Frank Sommerfeld elaborated on Allianz’s philosophy in a detailed statement, emphasizing the global insurer’s commitment to sustainability. He highlighted that Allianz’s goal is to ensure a livable and insurable planet for future generations. This commitment extends beyond capital investments to include reducing climate-damaging emissions through innovative products and services in car and home insurance, as well as corporate insurance.

At the 10th Allianz Auto Day on October 19, 2022, discussions centered on sustainable car insurance. Key topics included preventive and repair concepts for high-voltage batteries, reconditioning expensive aluminum parts, and solutions for “green, sustainable repair.” Christoph Lauterwasser, the then-managing director of the Allianz Center for Technology (AZT), highlighted that repairing vehicle damage using alternative methods significantly reduces CO2 emissions compared to manufacturing new parts.

Allianz Versicherungs-AG spends around six billion euros annually on repair damages for customers. Sommerfeld’s approach to incorporating used parts aims to make a real contribution to the environment by reducing the use of new spare parts. Experts agree that repairing rather than replacing parts is more sustainable, with significant CO2 savings. For instance, repairing a windshield instead of replacing it saves around 99 percent of CO2 emissions and reduces costs by up to 1,200 euros.

A 2022 study by AZT and Carbon GmbH on a Ford Fiesta’s side panel repair showed a cost reduction of 1,700 euros and a 60 percent decrease in CO2 emissions.
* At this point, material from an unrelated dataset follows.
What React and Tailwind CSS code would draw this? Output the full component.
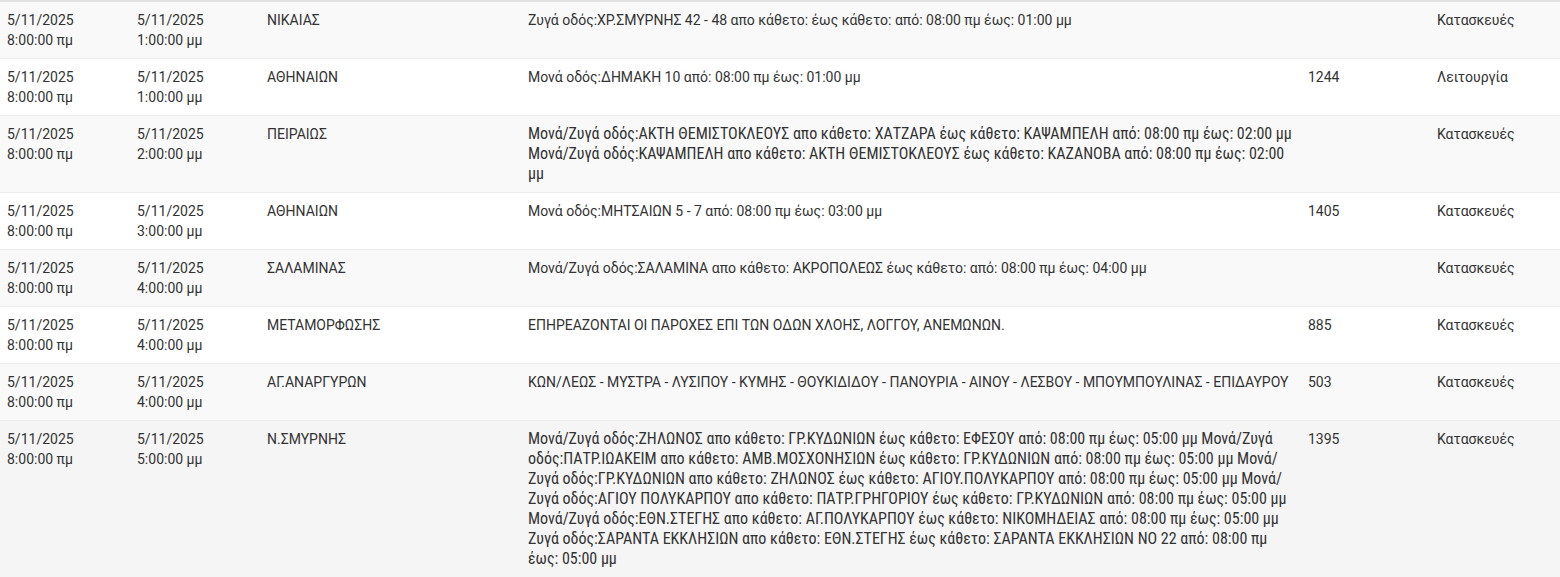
const rows = [
  {
    from: ["5/11/2025", "8:00:00 πμ"],
    to: ["5/11/2025", "1:00:00 μμ"],
    area: "ΝΙΚΑΙΑΣ",
    desc: "Ζυγά οδός:ΧΡ.ΣΜΥΡΝΗΣ 42 - 48 απο κάθετο: έως κάθετο: από: 08:00 πμ έως: 01:00 μμ",
    num: "",
    type: "Κατασκευές",
  },
  {
    from: ["5/11/2025", "8:00:00 πμ"],
    to: ["5/11/2025", "1:00:00 μμ"],
    area: "ΑΘΗΝΑΙΩΝ",
    desc: "Μονά οδός:ΔΗΜΑΚΗ 10 από: 08:00 πμ έως: 01:00 μμ",
    num: "1244",
    type: "Λειτουργία",
  },
  {
    from: ["5/11/2025", "8:00:00 πμ"],
    to: ["5/11/2025", "2:00:00 μμ"],
    area: "ΠΕΙΡΑΙΩΣ",
    desc: "Μονά/Ζυγά οδός:ΑΚΤΗ ΘΕΜΙΣΤΟΚΛΕΟΥΣ απο κάθετο: ΧΑΤΖΑΡΑ έως κάθετο: ΚΑΨΑΜΠΕΛΗ από: 08:00 πμ έως: 02:00 μμ Μονά/Ζυγά οδός:ΚΑΨΑΜΠΕΛΗ απο κάθετο: ΑΚΤΗ ΘΕΜΙΣΤΟΚΛΕΟΥΣ έως κάθετο: ΚΑΖΑΝΟΒΑ από: 08:00 πμ έως: 02:00 μμ",
    condensed: true,
    num: "",
    type: "Κατασκευές",
  },
  {
    from: ["5/11/2025", "8:00:00 πμ"],
    to: ["5/11/2025", "3:00:00 μμ"],
    area: "ΑΘΗΝΑΙΩΝ",
    desc: "Μονά οδός:ΜΗΤΣΑΙΩΝ 5 - 7 από: 08:00 πμ έως: 03:00 μμ",
    num: "1405",
    type: "Κατασκευές",
  },
  {
    from: ["5/11/2025", "8:00:00 πμ"],
    to: ["5/11/2025", "4:00:00 μμ"],
    area: "ΣΑΛΑΜΙΝΑΣ",
    desc: "Μονά/Ζυγά οδός:ΣΑΛΑΜΙΝΑ απο κάθετο: ΑΚΡΟΠΟΛΕΩΣ έως κάθετο: από: 08:00 πμ έως: 04:00 μμ",
    num: "",
    type: "Κατασκευές",
  },
  {
    from: ["5/11/2025", "8:00:00 πμ"],
    to: ["5/11/2025", "4:00:00 μμ"],
    area: "ΜΕΤΑΜΟΡΦΩΣΗΣ",
    desc: "ΕΠΗΡΕΑΖΟΝΤΑΙ ΟΙ ΠΑΡΟΧΕΣ ΕΠΙ ΤΩΝ ΟΔΩΝ ΧΛΟΗΣ, ΛΟΓΓΟΥ, ΑΝΕΜΩΝΩΝ.",
    num: "885",
    type: "Κατασκευές",
  },
  {
    from: ["5/11/2025", "8:00:00 πμ"],
    to: ["5/11/2025", "4:00:00 μμ"],
    area: "ΑΓ.ΑΝΑΡΓΥΡΩΝ",
    desc: "ΚΩΝ/ΛΕΩΣ - ΜΥΣΤΡΑ - ΛΥΣΙΠΟΥ - ΚΥΜΗΣ - ΘΟΥΚΙΔΙΔΟΥ - ΠΑΝΟΥΡΙΑ - ΑΙΝΟΥ - ΛΕΣΒΟΥ - ΜΠΟΥΜΠΟΥΛΙΝΑΣ - ΕΠΙΔΑΥΡΟΥ",
    num: "503",
    type: "Κατασκευές",
  },
  {
    from: ["5/11/2025", "8:00:00 πμ"],
    to: ["5/11/2025", "5:00:00 μμ"],
    area: "Ν.ΣΜΥΡΝΗΣ",
    desc: "Μονά/Ζυγά οδός:ΖΗΛΩΝΟΣ απο κάθετο: ΓΡ.ΚΥΔΩΝΙΩΝ έως κάθετο: ΕΦΕΣΟΥ από: 08:00 πμ έως: 05:00 μμ Μονά/Ζυγά οδός:ΠΑΤΡ.ΙΩΑΚΕΙΜ απο κάθετο: ΑΜΒ.ΜΟΣΧΟΝΗΣΙΩΝ έως κάθετο: ΓΡ.ΚΥΔΩΝΙΩΝ από: 08:00 πμ έως: 05:00 μμ Μονά/Ζυγά οδός:ΓΡ.ΚΥΔΩΝΙΩΝ απο κάθετο: ΖΗΛΩΝΟΣ έως κάθετο: ΑΓΙΟΥ.ΠΟΛΥΚΑΡΠΟΥ από: 08:00 πμ έως: 05:00 μμ Μονά/Ζυγά οδός:ΑΓΙΟΥ ΠΟΛΥΚΑΡΠΟΥ απο κάθετο: ΠΑΤΡ.ΓΡΗΓΟΡΙΟΥ έως κάθετο: ΓΡ.ΚΥΔΩΝΙΩΝ από: 08:00 πμ έως: 05:00 μμ Μονά/Ζυγά οδός:ΕΘΝ.ΣΤΕΓΗΣ απο κάθετο: ΑΓ.ΠΟΛΥΚΑΡΠΟΥ έως κάθετο: ΝΙΚΟΜΗΔΕΙΑΣ από: 08:00 πμ έως: 05:00 μμ Ζυγά οδός:ΣΑΡΑΝΤΑ ΕΚΚΛΗΣΙΩΝ απο κάθετο: ΕΘΝ.ΣΤΕΓΗΣ έως κάθετο: ΣΑΡΑΝΤΑ ΕΚΚΛΗΣΙΩΝ ΝΟ 22 από: 08:00 πμ έως: 05:00 μμ",
    condensed: true,
    num: "1395",
    type: "Κατασκευές",
    hover: true,
  },
];

const Cell = ({ children, className = "" }) => (
  <div className={`px-[7px] py-2 ${className}`}>{children}</div>
);

const App = () => {
  return (
    <div className="w-[1560px] h-[577px] overflow-hidden bg-white font-['Roboto',sans-serif] text-sm leading-5 text-[#333]">
      <div className="border-t-2 border-[#e2e2e2]">
        {rows.map((r, i) => {
          const bg = r.hover ? "bg-[#f5f5f5]" : i % 2 === 0 ? "bg-[#f9f9f9]" : "bg-white";
          return (
            <div
              key={i}
              className={`grid grid-cols-[130px_130px_261px_780px_129px_130px] border-b border-[#ececec] ${bg}`}
            >
              <Cell>
                <div>{r.from[0]}</div>
                <div>{r.from[1]}</div>
              </Cell>
              <Cell>
                <div>{r.to[0]}</div>
                <div>{r.to[1]}</div>
              </Cell>
              <Cell>{r.area}</Cell>
              <Cell className={r.condensed ? "text-base leading-5 [font-stretch:condensed]" : ""}>{r.desc}</Cell>
              <Cell>{r.num}</Cell>
              <Cell>{r.type}</Cell>
            </div>
          );
        })}
      </div>
    </div>
  );
};

export default App;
Similar studies have consistently demonstrated the environmental and economic benefits of prioritizing repairs over replacements.

Sommerfeld referenced calculations by Christoph Lauterwasser, noting that increasing the repair rate by just two percentage points in Germany could save around 5,000 tons of CO2 annually, equivalent to the energy consumption of 860 households. He emphasized the potential of used spare parts in reducing emissions and promoted the concept of an automotive circular economy, citing successful measures in countries like England, the Netherlands, and France.

While some vehicle manufacturers have begun offering used spare parts, Sommerfeld urged German politics to accelerate development through legal frameworks. He also called on insurers to help create a market for used spare parts in Germany, facilitating sustainable repairs.

Currently, insurers market total loss vehicles internationally to maximize revenue, limiting the availability of spare parts for vehicles aged three to eight years. This demographic is the primary target for used part repairs. Older vehicles, over nine years, often do not benefit from used part repairs, making the current focus on mid-age vehicles essential.

Allianz has decided to collaborate exclusively with certified recyclers in Germany to ensure that suitable total loss vehicles’ parts are prioritized for the domestic repair market. This strategy enables Allianz to carry out used part repairs through approximately 1,400 partner workshops linked to ClaimParts. The platform currently offers around 4.5 million used spare parts, a number that continues to grow.

Sommerfeld clarified that the focus is primarily on non-safety-relevant parts such as doors, mirrors, and headlights. The use of steering, axle parts, or wheels is excluded. This selective approach still results in substantial CO2 savings and cost reductions, with further potential in reusing engines and gearboxes after functional testing.

Sommerfeld concluded by expressing hope that other insurers would follow Allianz’s example. He emphasized the collective potential to repurpose undamaged parts from totaled vehicles, promoting sustainability across the motor vehicle insurance market.